▸ Request: From the listing below, pull each line that includes "source".

▸ Data extract:
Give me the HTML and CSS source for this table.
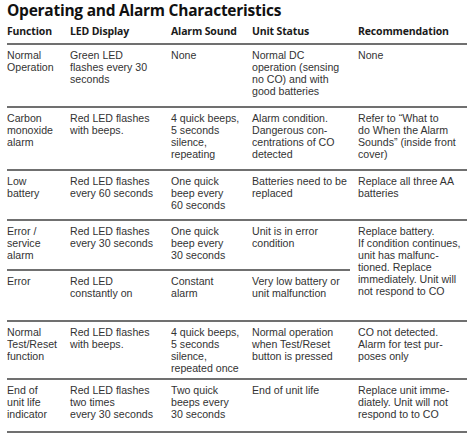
FILE: index.html
```html
<!DOCTYPE html>
<html lang="en">
<head>
<meta charset="utf-8">
<title>Operating and Alarm Characteristics</title>
<link rel="stylesheet" href="styles.css">
</head>
<body>
<h1 class="title">Operating and Alarm Characteristics</h1>
<div class="table">
  <div class="cell th">Function</div>
  <div class="cell th">LED Display</div>
  <div class="cell th">Alarm Sound</div>
  <div class="cell th">Unit Status</div>
  <div class="cell th">Recommendation</div>

  <div class="cell">Normal<br>Operation</div>
  <div class="cell">Green LED<br>flashes every 30<br>seconds</div>
  <div class="cell">None</div>
  <div class="cell">Normal DC<br>operation (sensing<br>no CO) and with<br>good batteries</div>
  <div class="cell">None</div>

  <div class="cell">Carbon<br>monoxide<br>alarm</div>
  <div class="cell">Red LED flashes<br>with beeps.</div>
  <div class="cell">4 quick beeps,<br>5 seconds<br>silence,<br>repeating</div>
  <div class="cell">Alarm condition.<br>Dangerous con-<br>centrations of CO<br>detected</div>
  <div class="cell">Refer to “What to<br>do When the Alarm<br>Sounds” (inside front<br>cover)</div>

  <div class="cell">Low<br>battery</div>
  <div class="cell">Red LED flashes<br>every 60 seconds</div>
  <div class="cell">One quick<br>beep every<br>60 seconds</div>
  <div class="cell">Batteries need to be<br>replaced</div>
  <div class="cell">Replace all three AA<br>batteries</div>

  <div class="cell">Error /<br>service<br>alarm</div>
  <div class="cell">Red LED flashes<br>every 30 seconds</div>
  <div class="cell">One quick<br>beep every<br>30 seconds</div>
  <div class="cell cut">Unit is in error<br>condition</div>
  <div class="cell span2">Replace battery.<br>If condition continues,<br>unit has malfunc-<br>tioned. Replace<br>immediately. Unit will<br>not respond to CO</div>

  <div class="cell">Error</div>
  <div class="cell">Red LED<br>constantly on</div>
  <div class="cell">Constant<br>alarm</div>
  <div class="cell">Very low battery or<br>unit malfunction</div>

  <div class="cell">Normal<br>Test/Reset<br>function</div>
  <div class="cell">Red LED flashes<br>with beeps.</div>
  <div class="cell">4 quick beeps,<br>5 seconds<br>silence,<br>repeated once</div>
  <div class="cell">Normal operation<br>when Test/Reset<br>button is pressed</div>
  <div class="cell">CO not detected.<br>Alarm for test pur-<br>poses only</div>

  <div class="cell">End of<br>unit life<br>indicator</div>
  <div class="cell">Red LED flashes<br>two times<br>every 30 seconds</div>
  <div class="cell">Two quick<br>beeps every<br>30 seconds</div>
  <div class="cell">End of unit life</div>
  <div class="cell">Replace unit imme-<br>diately. Unit will not<br>respond to to CO</div>
</div>
</body>
</html>
```
FILE: styles.css
```css
html, body {
  background: #ffffff;
}
body {
  margin: 0 7px;
  font-family: "Liberation Sans", Arial, sans-serif;
  color: #333333;
}
.title {
  margin: 0;
  padding-top: 3.2px;
  font-family: "Open Sans", "Noto Sans", sans-serif;
  font-size: 15.5px;
  line-height: 14.8px;
  font-weight: 700;
  letter-spacing: -0.25px;
  color: #111111;
}
.table {
  display: grid;
  width: 460px;
  grid-template-columns: 63px 101px 81px 106px 109px;
  grid-template-rows: 27px 63px 63px 50px 50px 51px 58px 53px;
}
.cell {
  box-sizing: border-box;
  border-bottom: 2px solid #707070;
  padding-top: 4.5px;
  font-size: 10.6px;
  line-height: 12px;
  white-space: nowrap;
}
.th {
  padding-top: 7px;
  font-family: "Open Sans", "Noto Sans", sans-serif;
  font-size: 10.5px;
  line-height: 13px;
  font-weight: 700;
  letter-spacing: -0.15px;
  color: #1a1a1a;
}
.cut {
  border-bottom: none;
  background: linear-gradient(#707070, #707070) left bottom / calc(100% - 8px) 2px no-repeat;
}
.span2 {
  grid-row: span 2;
}
```
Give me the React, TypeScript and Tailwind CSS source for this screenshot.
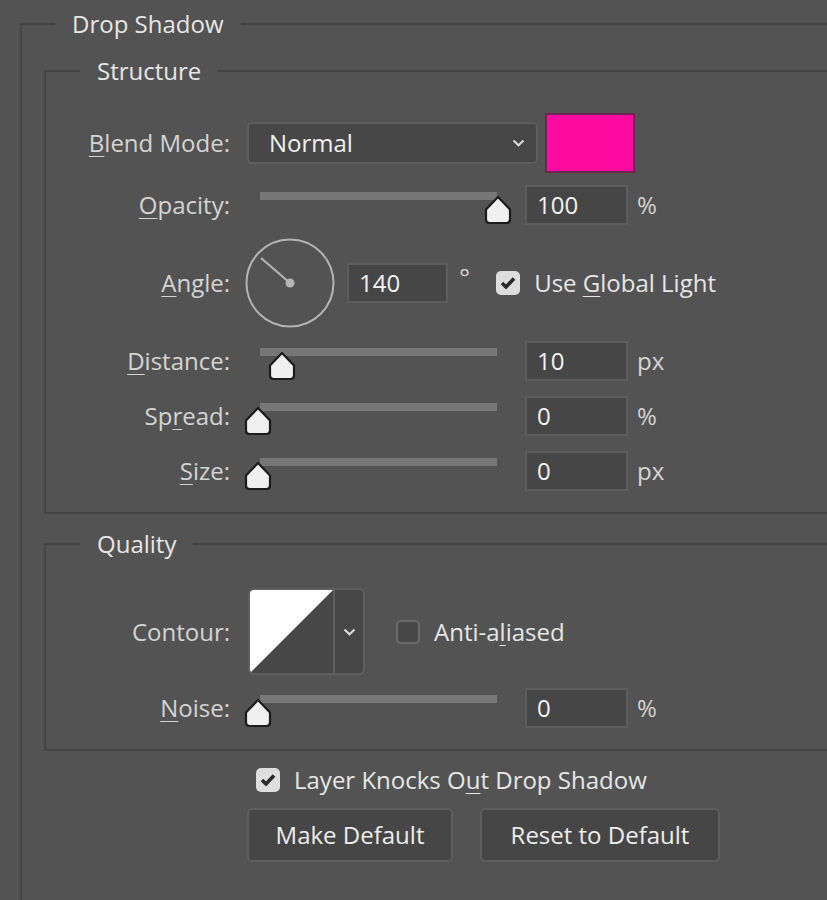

▸ The answer:
Give me the HTML and CSS source for this table.
Give me the React, TypeScript and Tailwind CSS source for this screenshot.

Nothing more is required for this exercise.